For a couple of years, at the beginning of this decade, I had the sublime joy of living in San Francisco. I knew my baker. We actually ran into each other at the grocery store once in a while. I knew my dry cleaner's kids and he knew mine. I was friends with several of the bartenders on my block. The girls at the taqueria knew my name. The Sisters of Mercy walking their girls to school got to know me - we passed each other on the side walk every morning. I knew all the people in my building. Because I was on the sidewalk and not in a car, I met new people everyday. Some I liked. Some I didn't. But every day was an adventure. I was living on Sesame Street.

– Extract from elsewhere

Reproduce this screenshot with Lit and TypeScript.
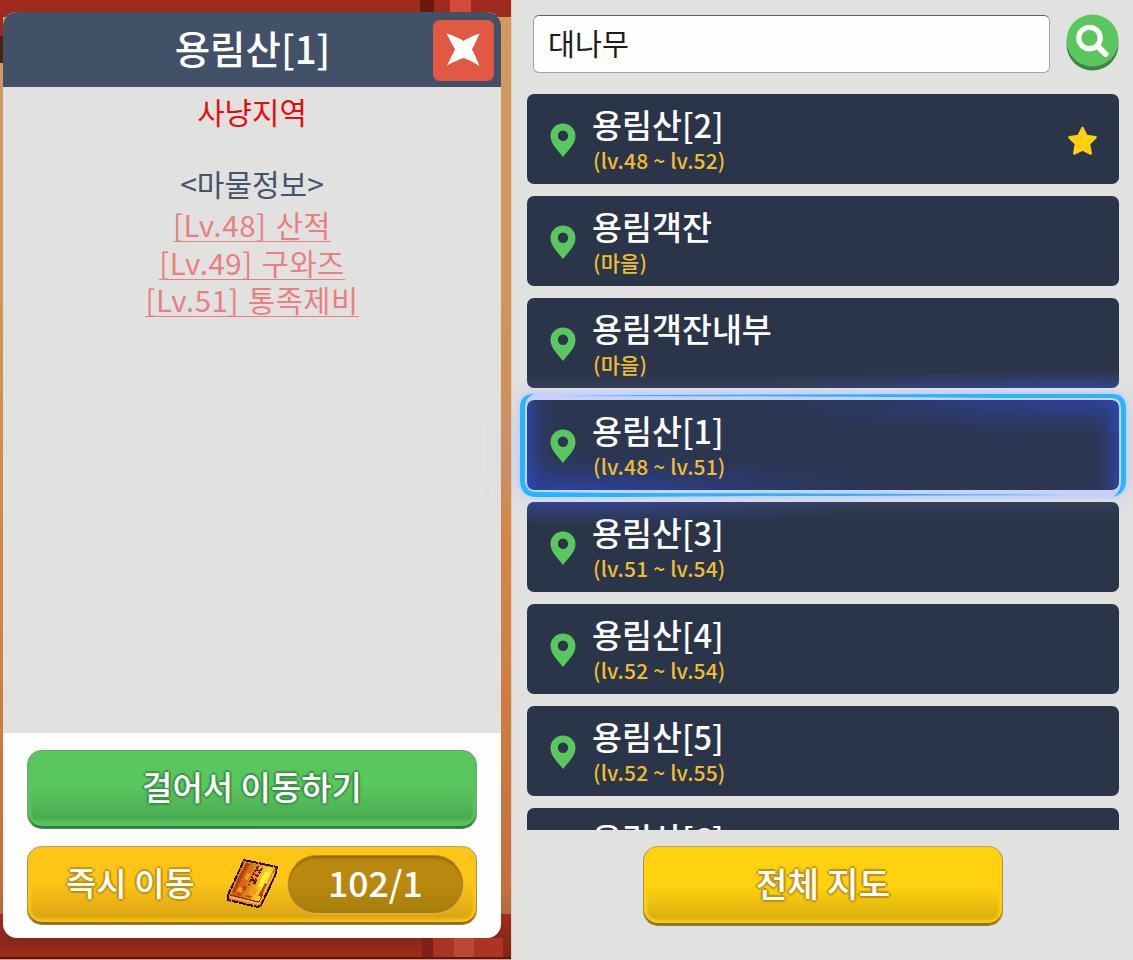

For 20 years I have been griping about suburbs, how ugly they are, how wasteful they are (what is the point of a lawn if there are no sheep?), how they poison the well of culture (San Jose, a suburban city has about a 20% larger population than San Francisco but only 1/5th the density. It has no culture to speak of.) and how they require ugly architecture (garages as the dominate feature on houses, Wal-Mart, Home Depot). I got tired of complaining. I want to help fix the problem. I want to be the bureaucrat who says "yes" to developers trying to build mixed-use, pedestrian friendly, high-density developments. I didn't get to live on Sesame Street but, maybe, I can make it so that other kids can live on Sesame Street.